Pull out every line from the listing that has the word "components".

==== DATA PROVIDED ====

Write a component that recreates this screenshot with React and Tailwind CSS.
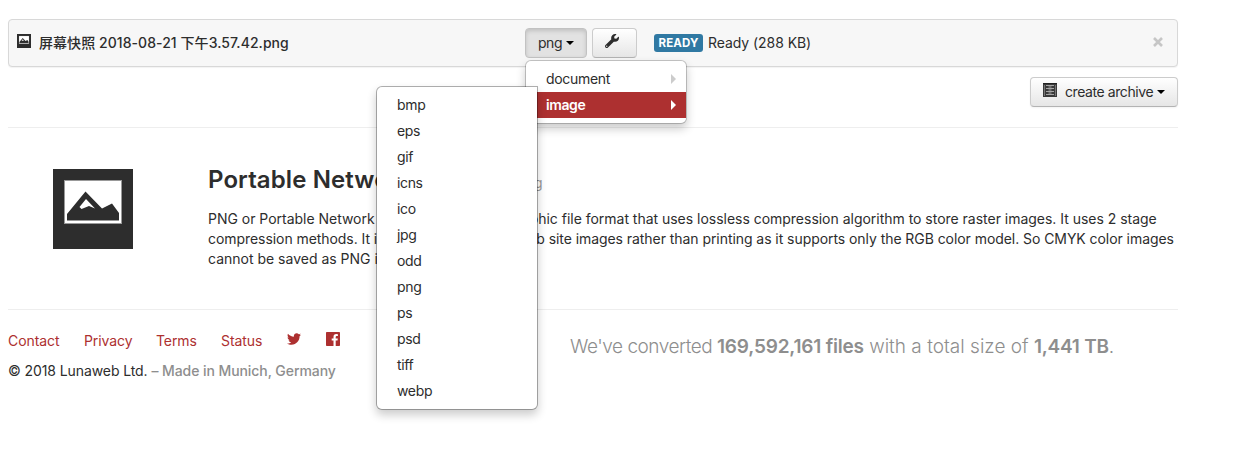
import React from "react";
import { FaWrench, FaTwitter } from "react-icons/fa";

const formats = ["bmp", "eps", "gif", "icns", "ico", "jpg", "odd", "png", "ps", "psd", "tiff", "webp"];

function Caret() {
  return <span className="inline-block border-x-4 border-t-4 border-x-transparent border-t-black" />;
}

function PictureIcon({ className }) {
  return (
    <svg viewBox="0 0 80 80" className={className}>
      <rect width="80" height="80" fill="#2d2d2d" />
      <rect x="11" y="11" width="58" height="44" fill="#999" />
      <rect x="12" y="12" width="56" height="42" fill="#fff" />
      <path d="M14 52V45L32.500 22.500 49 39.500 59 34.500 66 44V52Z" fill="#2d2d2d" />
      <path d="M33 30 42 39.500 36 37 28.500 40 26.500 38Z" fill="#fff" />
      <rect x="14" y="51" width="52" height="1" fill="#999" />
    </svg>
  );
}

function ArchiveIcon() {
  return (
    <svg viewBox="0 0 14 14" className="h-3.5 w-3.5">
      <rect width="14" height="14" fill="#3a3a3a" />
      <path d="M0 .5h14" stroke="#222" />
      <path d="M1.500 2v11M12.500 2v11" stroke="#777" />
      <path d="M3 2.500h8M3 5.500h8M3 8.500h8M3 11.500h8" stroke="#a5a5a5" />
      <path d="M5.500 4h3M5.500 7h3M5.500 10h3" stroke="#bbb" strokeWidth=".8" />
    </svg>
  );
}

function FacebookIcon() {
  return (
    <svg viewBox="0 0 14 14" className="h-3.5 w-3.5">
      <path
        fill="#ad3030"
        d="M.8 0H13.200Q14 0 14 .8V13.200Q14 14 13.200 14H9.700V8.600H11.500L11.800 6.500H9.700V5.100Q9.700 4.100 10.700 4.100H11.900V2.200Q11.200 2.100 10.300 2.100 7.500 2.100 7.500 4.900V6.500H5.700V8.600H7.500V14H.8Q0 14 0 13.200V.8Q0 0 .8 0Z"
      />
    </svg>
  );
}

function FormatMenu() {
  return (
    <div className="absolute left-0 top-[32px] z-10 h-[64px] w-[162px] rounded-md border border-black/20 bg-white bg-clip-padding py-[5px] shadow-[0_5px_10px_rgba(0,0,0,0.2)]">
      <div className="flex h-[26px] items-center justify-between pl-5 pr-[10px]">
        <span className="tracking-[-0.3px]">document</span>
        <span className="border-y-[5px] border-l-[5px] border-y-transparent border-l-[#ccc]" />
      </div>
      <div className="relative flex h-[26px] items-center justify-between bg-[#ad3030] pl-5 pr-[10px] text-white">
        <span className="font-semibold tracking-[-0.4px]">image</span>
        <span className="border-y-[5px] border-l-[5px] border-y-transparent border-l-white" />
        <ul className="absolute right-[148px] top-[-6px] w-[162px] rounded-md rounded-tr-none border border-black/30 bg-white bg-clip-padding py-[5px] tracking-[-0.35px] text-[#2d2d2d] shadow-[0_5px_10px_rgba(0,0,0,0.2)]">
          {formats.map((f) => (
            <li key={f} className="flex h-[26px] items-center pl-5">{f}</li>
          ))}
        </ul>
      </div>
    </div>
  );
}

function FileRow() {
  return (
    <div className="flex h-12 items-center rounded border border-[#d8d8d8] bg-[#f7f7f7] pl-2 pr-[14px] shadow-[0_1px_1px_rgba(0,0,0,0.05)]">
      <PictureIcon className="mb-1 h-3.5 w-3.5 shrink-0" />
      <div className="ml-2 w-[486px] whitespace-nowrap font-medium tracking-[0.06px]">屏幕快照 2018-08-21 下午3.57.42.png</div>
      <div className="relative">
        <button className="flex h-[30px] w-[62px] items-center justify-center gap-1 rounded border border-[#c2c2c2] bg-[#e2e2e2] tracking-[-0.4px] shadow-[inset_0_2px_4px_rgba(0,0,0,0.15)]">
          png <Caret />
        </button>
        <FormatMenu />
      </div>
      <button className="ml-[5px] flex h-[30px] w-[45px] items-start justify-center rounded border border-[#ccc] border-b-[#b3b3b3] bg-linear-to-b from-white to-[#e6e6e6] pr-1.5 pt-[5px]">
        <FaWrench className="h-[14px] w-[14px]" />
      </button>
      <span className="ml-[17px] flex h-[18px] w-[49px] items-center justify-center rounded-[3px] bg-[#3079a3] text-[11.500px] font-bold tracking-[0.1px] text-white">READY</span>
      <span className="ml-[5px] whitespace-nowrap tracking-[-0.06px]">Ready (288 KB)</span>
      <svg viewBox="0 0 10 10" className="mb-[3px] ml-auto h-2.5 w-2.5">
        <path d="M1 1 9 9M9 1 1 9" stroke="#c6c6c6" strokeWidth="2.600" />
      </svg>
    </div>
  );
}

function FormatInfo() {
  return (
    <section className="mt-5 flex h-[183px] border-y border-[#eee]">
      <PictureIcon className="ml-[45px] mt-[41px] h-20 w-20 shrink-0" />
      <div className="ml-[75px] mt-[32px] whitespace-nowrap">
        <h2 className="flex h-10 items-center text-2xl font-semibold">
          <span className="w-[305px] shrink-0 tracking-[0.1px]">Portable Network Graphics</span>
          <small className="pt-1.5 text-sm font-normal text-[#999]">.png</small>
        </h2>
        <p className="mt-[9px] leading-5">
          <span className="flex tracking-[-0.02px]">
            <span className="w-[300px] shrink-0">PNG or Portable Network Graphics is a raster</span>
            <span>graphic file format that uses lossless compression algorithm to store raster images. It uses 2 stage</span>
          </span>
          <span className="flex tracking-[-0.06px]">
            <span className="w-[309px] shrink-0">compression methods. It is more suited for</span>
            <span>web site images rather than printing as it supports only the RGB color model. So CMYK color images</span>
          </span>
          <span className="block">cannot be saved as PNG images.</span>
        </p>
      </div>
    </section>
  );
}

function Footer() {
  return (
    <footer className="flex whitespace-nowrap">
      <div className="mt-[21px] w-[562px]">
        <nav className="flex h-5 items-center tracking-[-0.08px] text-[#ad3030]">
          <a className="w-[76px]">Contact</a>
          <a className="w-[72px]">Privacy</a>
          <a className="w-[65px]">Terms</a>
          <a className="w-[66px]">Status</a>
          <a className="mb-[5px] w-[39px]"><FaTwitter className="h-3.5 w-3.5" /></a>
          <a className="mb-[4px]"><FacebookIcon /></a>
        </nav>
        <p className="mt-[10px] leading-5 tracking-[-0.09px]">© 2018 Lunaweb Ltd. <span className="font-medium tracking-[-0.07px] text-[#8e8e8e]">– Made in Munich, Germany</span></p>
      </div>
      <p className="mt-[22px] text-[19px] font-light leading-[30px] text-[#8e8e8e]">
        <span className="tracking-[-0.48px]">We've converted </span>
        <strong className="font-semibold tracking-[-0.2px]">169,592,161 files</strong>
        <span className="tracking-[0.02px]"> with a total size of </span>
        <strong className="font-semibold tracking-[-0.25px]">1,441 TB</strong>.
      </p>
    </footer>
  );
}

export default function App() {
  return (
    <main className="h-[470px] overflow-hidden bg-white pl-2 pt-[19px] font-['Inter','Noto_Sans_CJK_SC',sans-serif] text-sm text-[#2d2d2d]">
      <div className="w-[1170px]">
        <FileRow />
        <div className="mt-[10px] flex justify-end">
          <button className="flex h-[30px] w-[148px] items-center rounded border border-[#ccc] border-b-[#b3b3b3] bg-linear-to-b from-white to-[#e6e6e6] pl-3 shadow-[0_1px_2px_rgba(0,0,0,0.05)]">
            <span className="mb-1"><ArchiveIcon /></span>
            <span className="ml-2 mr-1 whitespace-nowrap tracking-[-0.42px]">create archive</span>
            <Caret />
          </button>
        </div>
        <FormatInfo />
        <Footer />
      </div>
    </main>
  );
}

====
==== DATA PROVIDED ====

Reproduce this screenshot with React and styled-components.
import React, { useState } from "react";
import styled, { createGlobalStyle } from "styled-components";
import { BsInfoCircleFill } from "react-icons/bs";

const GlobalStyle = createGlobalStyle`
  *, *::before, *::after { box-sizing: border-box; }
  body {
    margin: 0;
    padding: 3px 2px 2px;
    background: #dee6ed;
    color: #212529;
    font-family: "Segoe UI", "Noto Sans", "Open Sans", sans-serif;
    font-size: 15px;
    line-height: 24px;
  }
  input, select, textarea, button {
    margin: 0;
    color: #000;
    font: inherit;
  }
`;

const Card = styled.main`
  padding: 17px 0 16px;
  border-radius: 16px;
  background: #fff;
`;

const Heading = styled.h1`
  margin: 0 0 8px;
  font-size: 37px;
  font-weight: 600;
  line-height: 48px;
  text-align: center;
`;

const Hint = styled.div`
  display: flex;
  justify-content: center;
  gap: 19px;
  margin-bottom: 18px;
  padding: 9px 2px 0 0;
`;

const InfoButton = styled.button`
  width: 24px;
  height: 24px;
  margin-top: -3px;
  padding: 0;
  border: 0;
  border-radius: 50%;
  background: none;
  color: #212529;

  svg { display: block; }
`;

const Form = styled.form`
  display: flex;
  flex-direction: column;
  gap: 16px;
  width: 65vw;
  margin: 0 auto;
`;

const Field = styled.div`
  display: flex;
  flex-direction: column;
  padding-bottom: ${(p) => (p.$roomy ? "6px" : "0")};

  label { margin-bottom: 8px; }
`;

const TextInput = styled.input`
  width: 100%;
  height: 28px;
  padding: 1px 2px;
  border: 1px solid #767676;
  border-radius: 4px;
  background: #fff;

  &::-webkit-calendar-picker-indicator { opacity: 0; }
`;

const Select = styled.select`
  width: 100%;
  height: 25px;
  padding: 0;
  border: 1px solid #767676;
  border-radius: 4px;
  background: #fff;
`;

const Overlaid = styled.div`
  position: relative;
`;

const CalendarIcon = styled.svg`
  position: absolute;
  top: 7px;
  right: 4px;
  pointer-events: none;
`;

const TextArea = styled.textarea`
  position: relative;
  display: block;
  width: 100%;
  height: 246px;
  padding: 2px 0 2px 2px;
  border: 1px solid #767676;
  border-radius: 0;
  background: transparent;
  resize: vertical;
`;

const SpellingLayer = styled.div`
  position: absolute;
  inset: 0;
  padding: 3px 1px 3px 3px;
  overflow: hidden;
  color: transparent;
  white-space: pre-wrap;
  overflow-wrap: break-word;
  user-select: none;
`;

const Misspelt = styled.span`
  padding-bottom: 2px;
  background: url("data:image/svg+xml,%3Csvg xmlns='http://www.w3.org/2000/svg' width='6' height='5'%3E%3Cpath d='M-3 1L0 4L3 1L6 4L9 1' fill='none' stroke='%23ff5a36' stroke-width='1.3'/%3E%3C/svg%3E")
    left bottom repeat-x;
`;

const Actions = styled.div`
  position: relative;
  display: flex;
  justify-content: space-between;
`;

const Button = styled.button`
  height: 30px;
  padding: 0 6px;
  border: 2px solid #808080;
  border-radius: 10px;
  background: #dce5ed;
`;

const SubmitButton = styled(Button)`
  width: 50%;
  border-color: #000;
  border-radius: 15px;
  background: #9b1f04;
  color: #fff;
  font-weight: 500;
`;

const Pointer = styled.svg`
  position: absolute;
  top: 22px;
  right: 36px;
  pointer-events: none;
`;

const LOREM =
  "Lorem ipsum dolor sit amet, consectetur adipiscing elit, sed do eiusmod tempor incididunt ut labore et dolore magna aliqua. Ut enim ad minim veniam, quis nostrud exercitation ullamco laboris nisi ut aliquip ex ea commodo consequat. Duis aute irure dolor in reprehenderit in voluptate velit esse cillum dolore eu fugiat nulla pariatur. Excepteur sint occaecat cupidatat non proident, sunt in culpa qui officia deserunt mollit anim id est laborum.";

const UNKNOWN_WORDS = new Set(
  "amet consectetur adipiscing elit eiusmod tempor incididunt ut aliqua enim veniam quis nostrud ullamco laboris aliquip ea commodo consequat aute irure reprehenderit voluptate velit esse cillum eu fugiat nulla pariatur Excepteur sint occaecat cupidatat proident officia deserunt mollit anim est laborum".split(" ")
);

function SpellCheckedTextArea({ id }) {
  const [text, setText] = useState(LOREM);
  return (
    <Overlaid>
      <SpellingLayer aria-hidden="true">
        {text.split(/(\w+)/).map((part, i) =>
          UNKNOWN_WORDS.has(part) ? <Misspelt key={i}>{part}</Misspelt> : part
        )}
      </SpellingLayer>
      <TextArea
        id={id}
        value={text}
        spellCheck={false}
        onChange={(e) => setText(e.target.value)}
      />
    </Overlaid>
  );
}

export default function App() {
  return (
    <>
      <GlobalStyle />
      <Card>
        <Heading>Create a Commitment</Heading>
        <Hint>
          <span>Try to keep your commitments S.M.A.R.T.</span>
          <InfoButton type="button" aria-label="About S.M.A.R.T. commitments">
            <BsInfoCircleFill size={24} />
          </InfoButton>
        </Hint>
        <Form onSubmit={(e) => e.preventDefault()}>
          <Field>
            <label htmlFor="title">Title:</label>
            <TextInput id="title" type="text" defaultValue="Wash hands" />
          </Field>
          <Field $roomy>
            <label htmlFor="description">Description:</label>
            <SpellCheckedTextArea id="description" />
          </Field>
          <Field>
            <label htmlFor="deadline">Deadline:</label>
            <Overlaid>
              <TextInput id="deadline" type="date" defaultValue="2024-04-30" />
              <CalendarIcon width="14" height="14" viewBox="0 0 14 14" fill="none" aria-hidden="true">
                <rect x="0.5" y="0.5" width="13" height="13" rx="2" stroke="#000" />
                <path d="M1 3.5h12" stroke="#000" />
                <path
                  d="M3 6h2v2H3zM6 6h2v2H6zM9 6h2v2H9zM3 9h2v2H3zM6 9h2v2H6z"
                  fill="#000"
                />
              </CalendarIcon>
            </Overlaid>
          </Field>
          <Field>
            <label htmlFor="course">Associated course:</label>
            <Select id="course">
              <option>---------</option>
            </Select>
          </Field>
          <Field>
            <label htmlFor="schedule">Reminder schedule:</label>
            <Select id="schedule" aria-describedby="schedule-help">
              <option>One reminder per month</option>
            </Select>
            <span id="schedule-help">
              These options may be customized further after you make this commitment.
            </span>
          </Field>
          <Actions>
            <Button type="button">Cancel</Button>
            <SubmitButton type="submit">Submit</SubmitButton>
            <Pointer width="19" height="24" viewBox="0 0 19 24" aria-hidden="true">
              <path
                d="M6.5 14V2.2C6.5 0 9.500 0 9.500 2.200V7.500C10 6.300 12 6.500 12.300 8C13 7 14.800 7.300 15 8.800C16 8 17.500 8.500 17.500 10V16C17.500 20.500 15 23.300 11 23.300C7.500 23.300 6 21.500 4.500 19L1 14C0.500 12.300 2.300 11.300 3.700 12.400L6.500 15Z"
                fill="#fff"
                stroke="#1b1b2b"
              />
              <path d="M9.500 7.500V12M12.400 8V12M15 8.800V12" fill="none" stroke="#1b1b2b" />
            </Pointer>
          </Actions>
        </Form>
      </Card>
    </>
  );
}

====

EXERCISE OUTPUT =
Reproduce this screenshot with React and styled-components.
import styled, { createGlobalStyle } from "styled-components";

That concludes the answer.